Timing is everything
Job receives the news of his demise in a way that is intentionally delivered by Satan to provoke Job to sin.  The first messenger might leave Job wondering but the second one leaves no room for doubt.  The “fire of God from heaven” consumes 7,000 sheep and all the servants (save one).  The third messenger completes the financial bankruptcy of Job and the fourth just adds fuel to a fire of brokenness.  By all appearances, God has turned on Job and made him his enemy.  Everyone will ask, “why?”  Satan doesn’t want to just hurt Job, he wants to devastate him to the point of maximum suffering to tempt Job to curse God. 

Job prepares to worship
I have read verses 20-22 hundreds of times and I never thought about the time required for Job to shave his head.  I always pictured Job falling to his knees and worshiping but never thought about the time it would take to prepare for worship.  They didn’t have modern instruments to shave, because men rarely did.  Secondly, the hair of a Middle-Eastern man is not like a blond hair blue eyed man.  It will require some effort and time to shave his head.  After shaving his head and tearing his clothes he probably goes to the place where he normally worships. 

Prostrate and Praying
Job acknowledges that everything he has/had is a gift from God.  Job is the steward of these gifts but they do not belong to him.  He is grateful for the time the Owner has allowed him to use these gifts but he does not curse God for removing them from his life.

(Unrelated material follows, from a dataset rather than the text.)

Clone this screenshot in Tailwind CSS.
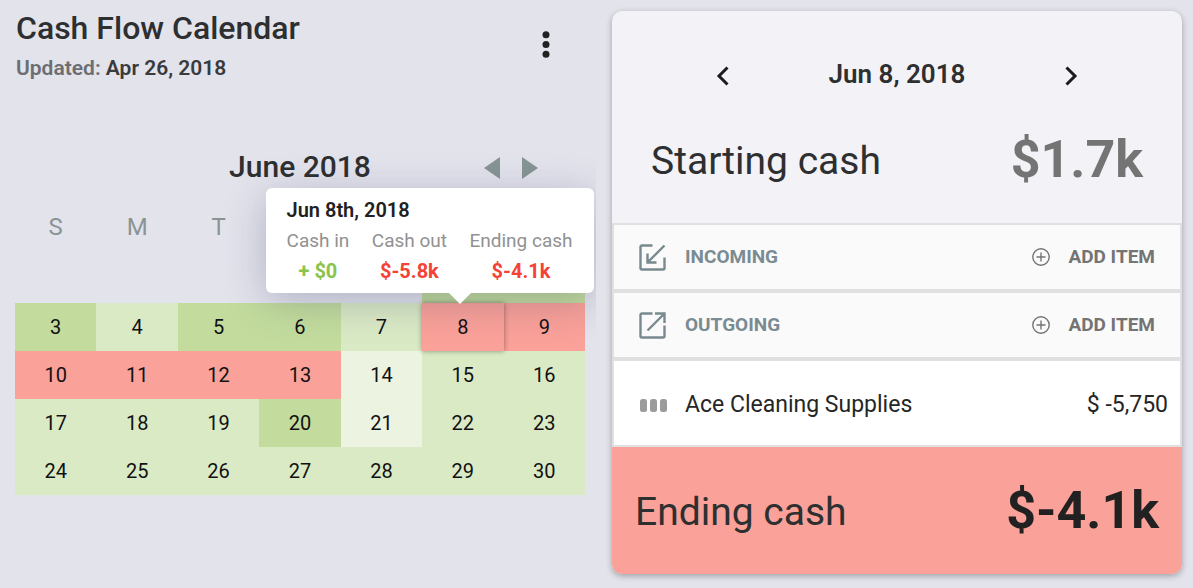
<!DOCTYPE html>
<html lang="en">
<head>
<meta charset="utf-8">
<meta name="viewport" content="width=device-width, initial-scale=1">
<title>Cash Flow Calendar</title>
<script src="https://cdn.jsdelivr.net/npm/@tailwindcss/browser@4"></script>
</head>
<body class="min-h-screen bg-[#e3e3ec] font-[Roboto,sans-serif] text-[#2d2f30]">
<main class="grid min-h-screen grid-cols-[596fr_570fr] gap-4 pr-[11px]">
  <section class="flex flex-col overflow-hidden pr-[11px] pl-[15px]">
    <header class="flex items-start justify-between pt-2 pr-[23px] pl-px">
      <div>
        <h1 class="text-[32px] leading-10 font-medium">Cash Flow Calendar</h1>
        <p class="mt-1 text-[21px] leading-8 font-semibold text-[#6c6e72]">Updated: <time class="text-[#3a3b3d]">Apr 26, 2018</time></p>
      </div>
      <button type="button" aria-label="More options" class="mt-5 flex w-8 justify-center">
        <svg class="h-8 w-2" viewBox="0 0 8 32" fill="#212121"><circle cx="4" cy="6.700" r="3.500"/><circle cx="4" cy="16.500" r="3.500"/><circle cx="4" cy="26.200" r="3.500"/></svg>
      </button>
    </header>

    <div class="mt-[63px] grid grid-cols-[1fr_auto_1fr] items-center">
      <h2 class="col-start-2 text-[30px] leading-10 font-medium">June 2018</h2>
      <div class="flex justify-end gap-[22px] pt-0.5 pr-[47px]">
        <button type="button" aria-label="Previous month"><svg class="h-[22px] w-4" viewBox="0 0 16 22" fill="#869595"><path d="M16 0v22L0 11z"/></svg></button>
        <button type="button" aria-label="Next month"><svg class="h-[22px] w-4" viewBox="0 0 16 22" fill="#869595"><path d="M0 0v22L16 11z"/></svg></button>
      </div>
    </div>

    <table class="mt-1 w-full table-fixed border-separate border-spacing-0 text-center text-[20px] text-[#111]">
      <thead>
        <tr class="h-16 text-[24px] text-[#8a9494]">
          <th class="pt-2 font-normal">S</th><th class="pt-2 font-normal">M</th><th class="pt-2 font-normal">T</th><th aria-label="Wednesday"></th><th aria-label="Thursday"></th><th aria-label="Friday"></th><th aria-label="Saturday"></th>
        </tr>
      </thead>
      <tbody>
        <tr class="h-12"><td colspan="5"></td><td class="bg-[#c3dc9d]" aria-label="1"></td><td class="bg-[#c3dc9d]" aria-label="2"></td></tr>
        <tr class="h-12">
          <td class="bg-[#c3dc9d]">3</td><td class="bg-[#daeac5]">4</td><td class="bg-[#c3dc9d]">5</td><td class="bg-[#c3dc9d]">6</td><td class="bg-[#daeac5]">7</td>
          <td class="relative z-10 bg-[#faa199] shadow-[0_0_5px_rgba(0,0,0,0.4)]">8
            <div role="tooltip" class="absolute -right-[90px] bottom-full mb-2.5 w-[328px] rounded-md bg-white px-[21px] pt-2 pb-[7px] text-left shadow-[0_8px_40px_rgba(40,50,90,0.28)]">
              <p class="text-[20px] leading-7 font-semibold text-[#212121]">Jun 8th, 2018</p>
              <dl class="flex justify-between text-center text-[20px] leading-[30px]">
                <div><dt class="mt-0.5 text-[19px] text-[#919191]">Cash in</dt><dd class="font-bold text-[#8bc34a]">+ $0</dd></div>
                <div><dt class="mt-0.5 text-[19px] text-[#919191]">Cash out</dt><dd class="font-bold text-[#f44336]">$-5.8k</dd></div>
                <div><dt class="mt-0.5 text-[19px] text-[#919191]">Ending cash</dt><dd class="font-bold text-[#f44336]">$-4.1k</dd></div>
              </dl>
              <svg class="absolute top-full right-[122px] -mt-px h-3 w-6" viewBox="0 0 24 12" fill="#fff"><path d="M0 0h24L12 12z"/></svg>
            </div>
          </td>
          <td class="bg-[#faa199]">9</td>
        </tr>
        <tr class="h-12 bg-[#faa199]"><td>10</td><td>11</td><td>12</td><td>13</td><td class="bg-[#ecf3e1]">14</td><td class="bg-[#daeac5]">15</td><td class="bg-[#daeac5]">16</td></tr>
        <tr class="h-12 bg-[#daeac5]"><td>17</td><td>18</td><td>19</td><td class="bg-[#c3dc9d]">20</td><td class="bg-[#ecf3e1]">21</td><td>22</td><td>23</td></tr>
        <tr class="h-12 bg-[#daeac5]"><td>24</td><td>25</td><td>26</td><td>27</td><td>28</td><td>29</td><td>30</td></tr>
      </tbody>
    </table>
  </section>

  <section class="mt-[11px] mb-3.5 flex flex-col self-start rounded-[10px] bg-[#f3f2f7] shadow-[0_2px_6px_rgba(0,0,0,0.3)]">
    <div class="flex items-center justify-between px-[101px] pt-[45px]">
      <button type="button" aria-label="Previous day"><svg class="mt-1 h-5 w-5" viewBox="0 0 20 20" fill="none" stroke="#1b1b1e" stroke-width="3"><path d="M14.500 1.500L6 10L14.500 18.500"/></svg></button>
      <h2 class="text-[26px] leading-9 font-semibold">Jun 8, 2018</h2>
      <button type="button" aria-label="Next day"><svg class="mt-1 h-5 w-5" viewBox="0 0 20 20" fill="none" stroke="#1b1b1e" stroke-width="3"><path d="M5.500 1.500L14 10L5.500 18.500"/></svg></button>
    </div>
    <div class="flex items-center justify-between px-[39px] pt-9 pb-[31px]">
      <h3 class="pt-0.5 text-[39px] leading-[60px]">Starting cash</h3>
      <strong class="text-[52px] leading-[64px] font-bold text-[#747474]">$1.7k</strong>
    </div>

    <div class="flex flex-col gap-1 border-2 border-[#e0e0e0] bg-[#e0e0e0]">
      <div class="flex h-16 items-center bg-[#fafafa] px-[25px]">
        <svg class="h-[27px] w-[27px]" viewBox="0 0 27 27" fill="none" stroke="#78898f" stroke-width="2.400"><path d="M13.500 1.500H3a1.500 1.500 0 0 0-1.500 1.500v21A1.500 1.500 0 0 0 3 25.500h21a1.500 1.500 0 0 0 1.500-1.500V13.500M25.500 1.500L9 18M8.500 9.500v9H17.500"/></svg>
        <h4 class="ml-[19px] text-[19px] font-bold text-[#7a8b92]">INCOMING</h4>
        <button type="button" class="ml-auto flex items-center gap-[18px] text-[19px] font-bold text-[#747474]">
          <svg class="h-[18px] w-[18px]" viewBox="0 0 18 18" fill="none" stroke="currentColor" stroke-width="1.400"><circle cx="9" cy="9" r="8.200"/><path d="M9 4.500v9M4.500 9h9"/></svg>ADD ITEM</button>
      </div>
      <div class="flex h-16 items-center bg-[#fafafa] px-[25px]">
        <svg class="h-[27px] w-[27px]" viewBox="0 0 27 27" fill="none" stroke="#78898f" stroke-width="2.400"><path d="M13.500 1.500H3a1.500 1.500 0 0 0-1.500 1.500v21A1.500 1.500 0 0 0 3 25.500h21a1.500 1.500 0 0 0 1.500-1.500V13.500M25 2L8.500 18.500M16 1.500h9.500V11"/></svg>
        <h4 class="ml-[19px] text-[19px] font-bold text-[#7a8b92]">OUTGOING</h4>
        <button type="button" class="ml-auto flex items-center gap-[18px] text-[19px] font-bold text-[#747474]">
          <svg class="h-[18px] w-[18px]" viewBox="0 0 18 18" fill="none" stroke="currentColor" stroke-width="1.400"><circle cx="9" cy="9" r="8.200"/><path d="M9 4.500v9M4.500 9h9"/></svg>ADD ITEM</button>
      </div>
      <div class="flex h-[84px] items-center bg-white pt-1 pr-3 pl-[26px] text-[23px] text-[#262626]">
        <svg class="h-[13px] w-[27px]" viewBox="0 0 27 13" fill="#9b9b9b"><rect width="7" height="13" rx="2.500"/><rect x="10" width="7" height="13" rx="2.500"/><rect x="20" width="7" height="13" rx="2.500"/></svg>
        <span class="ml-[18px]">Ace Cleaning Supplies</span>
        <span class="ml-auto">$ -5,750</span>
      </div>
    </div>

    <div class="flex items-center justify-between rounded-b-[10px] bg-[#faa199] pt-8 pr-[23px] pb-[31px] pl-[23px]">
      <h3 class="pt-0.5 text-[39px] leading-[60px]">Ending cash</h3>
      <strong class="text-[52px] leading-[64px] font-bold text-[#212121]">$-4.1k</strong>
    </div>
  </section>
</main>
</body>
</html>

Clinging to those precious gifts of God is one of the hardest temptations in life.  Life is good when we have them, we love God and proclaim His praises.  But when those gifts evaporate, that’s when our faith will be tested.  Are you ready?  Are you holding those gifts too tightly?  Can you honestly pray verse 21 to God?  The book of Job is a wonderful book to prepare you for just such a time.  Start today by reading and meditating on chapter 1.  Spend the rest of the month studying and applying Job to your life.

"Never be afraid to trust an unknown future to a known God."

"Hold everything in your hands lightly, otherwise it hurts when God pries your fingers open."